I wanted to do a project to learn FPGA's and the thing I picked was a PWM sinewave generator with the first harmonic of significant amplitude at something like the 54th harmonic.
Currently I am just working to a 4ns pulse accuracy, but I should get to 1ns or lower accuracy once I sort out a few tricks with the FPGA - I am still a VHDL beginner. The thing about this approach is that as long as you can minimize switching issues, the AC accuracy comes down to the DC accuracy, plus errors that are calculable. I only need something like 40 PWM pulses a cycle, so at 1KHz, there is only a 40kHz pulse rate. Using CMOS switches with a 5ns rise time connected to an accurate DC reference, the errors can be very low. It is only the differences between the rising and falling edges that matter, and they can be observed and compensated for. When you only have to make a low pass filter to eliminate the 54th harmonic and above, you can make filters with very accurate gain at the output frequency.

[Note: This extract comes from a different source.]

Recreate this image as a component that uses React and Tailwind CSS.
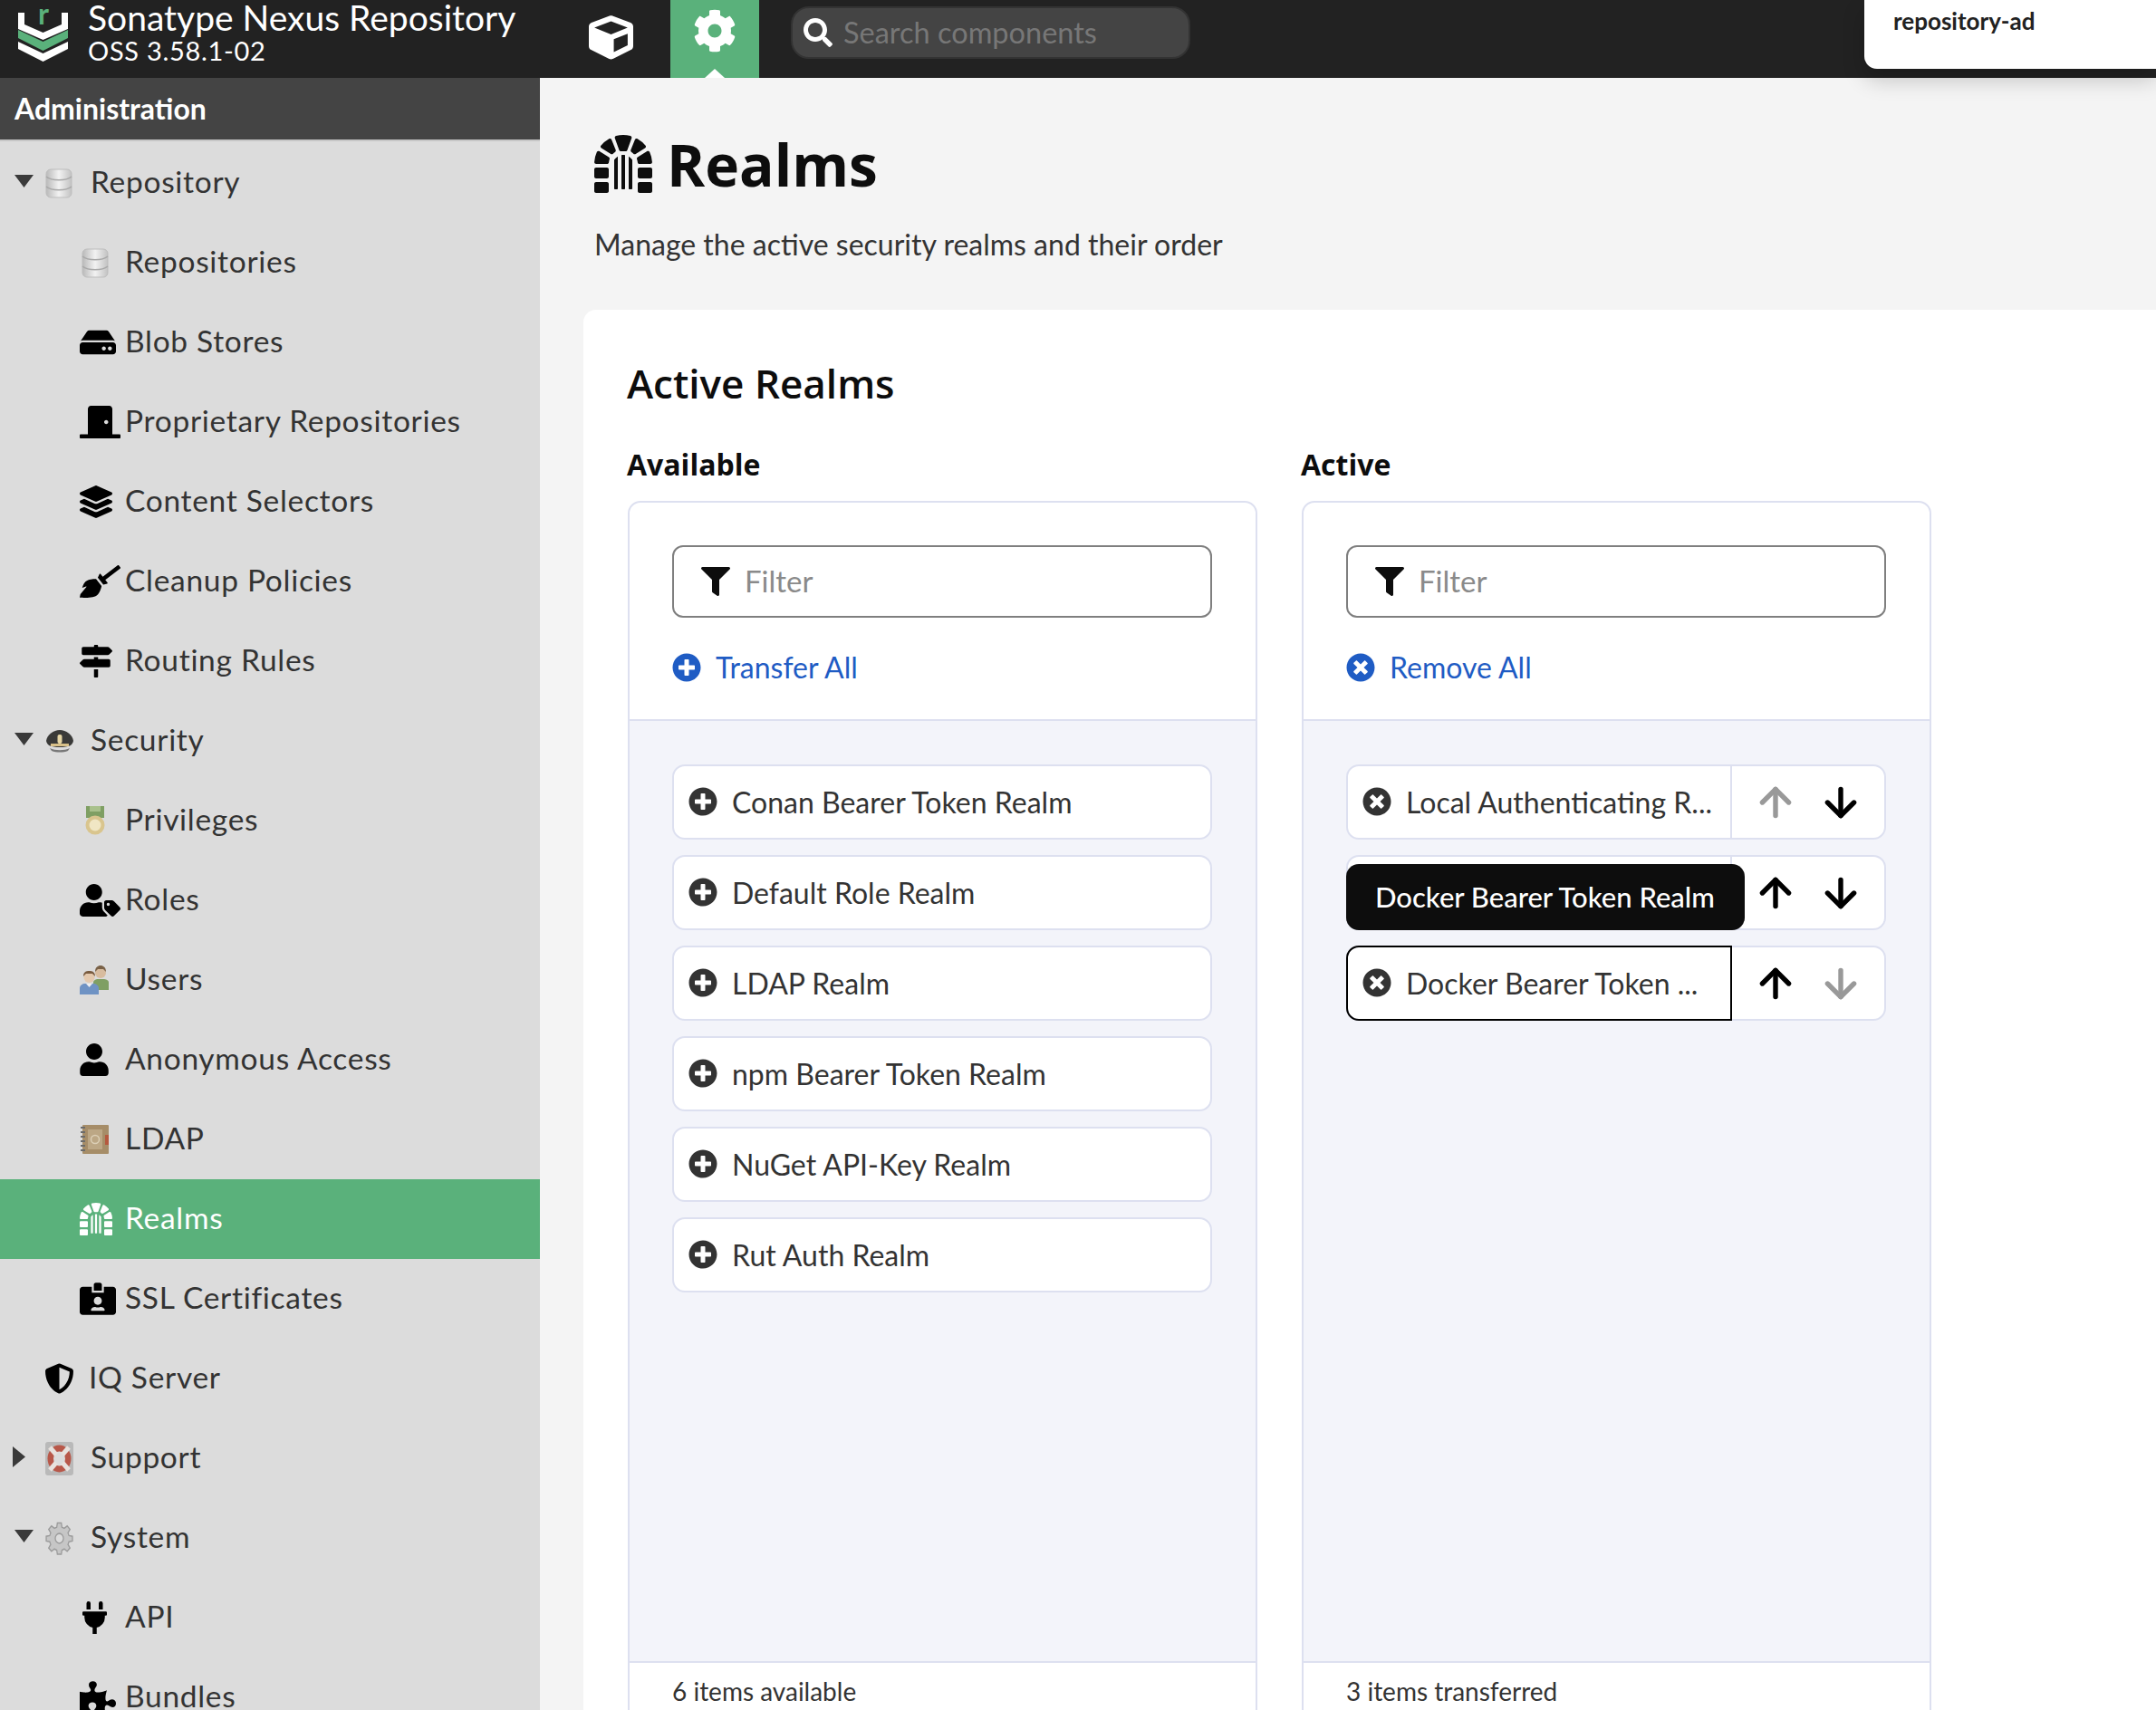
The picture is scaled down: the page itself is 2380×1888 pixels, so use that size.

You are not dependent with the stability of resistors in a DAC at all.
The plan is to also have PWM voltage dividers in the FPGA, that I use as the DC reference for the AC PWM, so I can have a super stable and accurate AC voltage that has an accurately programmable amplitude.
The point of this approach is the AC amplitude is exactly calculable from the DC reference voltage and all the error sources are measurable and can if needed be compensated for.